Whitney and I have been friends since 1996 when our then-boyfriends were best friends with each other. We used to share adventures before there were babies on the scene: being short at concerts, snowboarding in the slow lane, dancing (but not late), crafting, clothes-swapping, London, etc.
Since Julian is six months older than my rookie son, Holden, Whitney became a role model parent for me (like it or not). Sometimes, I follow her lead right away; other times, I timidly wait six months before copying her or going my own way entirely.
I have a lot of fodder for considering lessons learned. There are the kid-related lessons, stuff she actively wants to teach me (wear cuter shoes and much more make-up on TV), and the great examples she sets without even trying (people like it when you’re ON TIME!).

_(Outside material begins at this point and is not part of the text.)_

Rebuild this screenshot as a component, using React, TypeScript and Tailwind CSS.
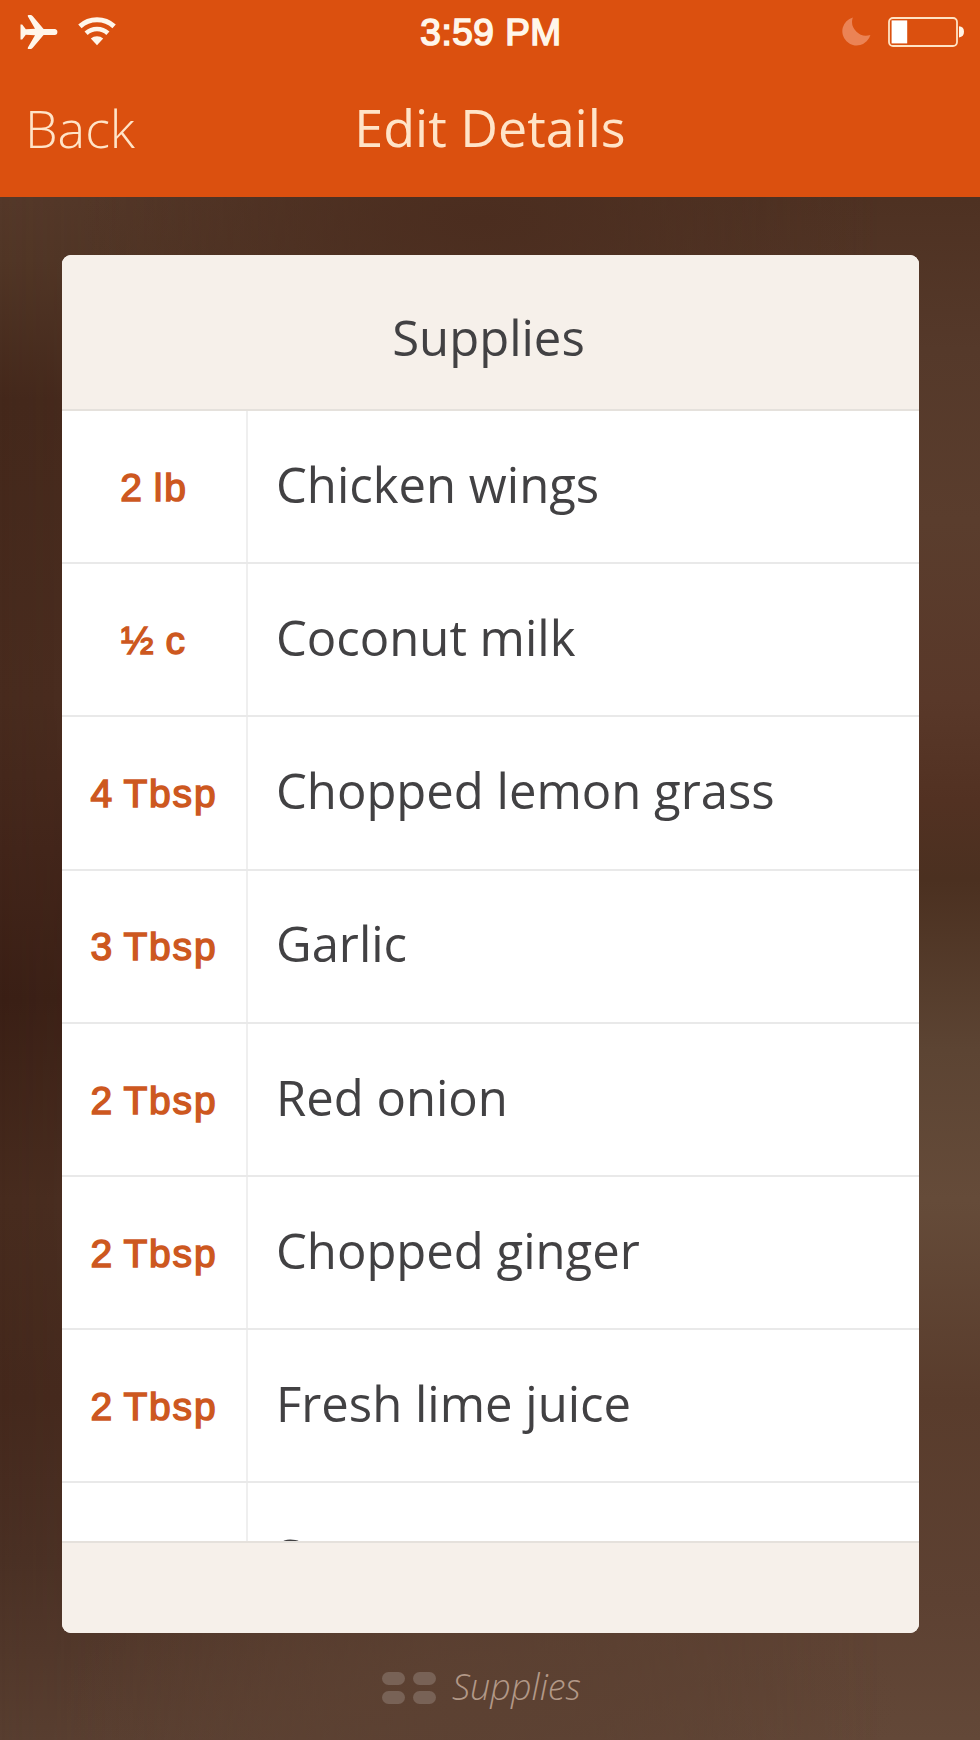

I offer you a mixed bag of lessons learned from my best friend:
1. Get out of the house.
Yes, it was Whitney’s mantra to get out of the house with our babies that became the basis for this website and the foundation for my life as a fledgling rookie mom. She learned it from her moms’ group and she shared it with me.
2. A little TV is ok.
I love the AAP and their stringent guidelines of no TV. For reals. Following their advice made me feel like a good mommy, and I’ll take any affirmation I can get. But Whitney set me on the path to watching a 12-minute episode of The Wonder Pets when I was nursing baby #2 while entertaining baby #1. When I earned back a fraction of my sanity, I saw that it was a good thing. [See also Use TV as a tool]
3. Movie theaters are not for little kids.
I learned this lesson just under the wire. On Saturday, we took both kids (now 3YO and 5YO) to see Despicable Me in the theater. We sat in the front row. It was funny and mild. Both kids agreed that it was too scary. Holden added that “all movies are too scary or too boring. Toy Story 3: waaaaay too scary. Babies: too boring.” In that moment, I finally realized the lesson that Whitney was trying to teach me: little kids don’t belong at the movies. That said, we think that little babies absolutely belong at the movies.
4. Throw away the parenting books.
New moms are nervous and unsure, right? Not Whitney; she is a model of confidence. We both know on some level that we’ll all make mistakes and that mistakes are okay. But where I turn to books and the Internet to help me figure out my challenges with sleep training, discipline, and the like; Whitney trusts herself. Good for her!
5. Learn to say NO.
Set some boundaries and learn how to say NO (and mean it!). Whitney has a knack for only accepting the tasks and responsibilities she knows she can handle. She asks for help from friends and family well in advance of her desperation point. I envy that quality. When I grow up, I want to have it!
Whitney and I agreed to write about what we’ve learned from each other. I wrote this post without knowing what Whitney’s writing about me though I was tempted to look. Knowing that she found my bras revolutionary in the past, who knows what she’s gonna say!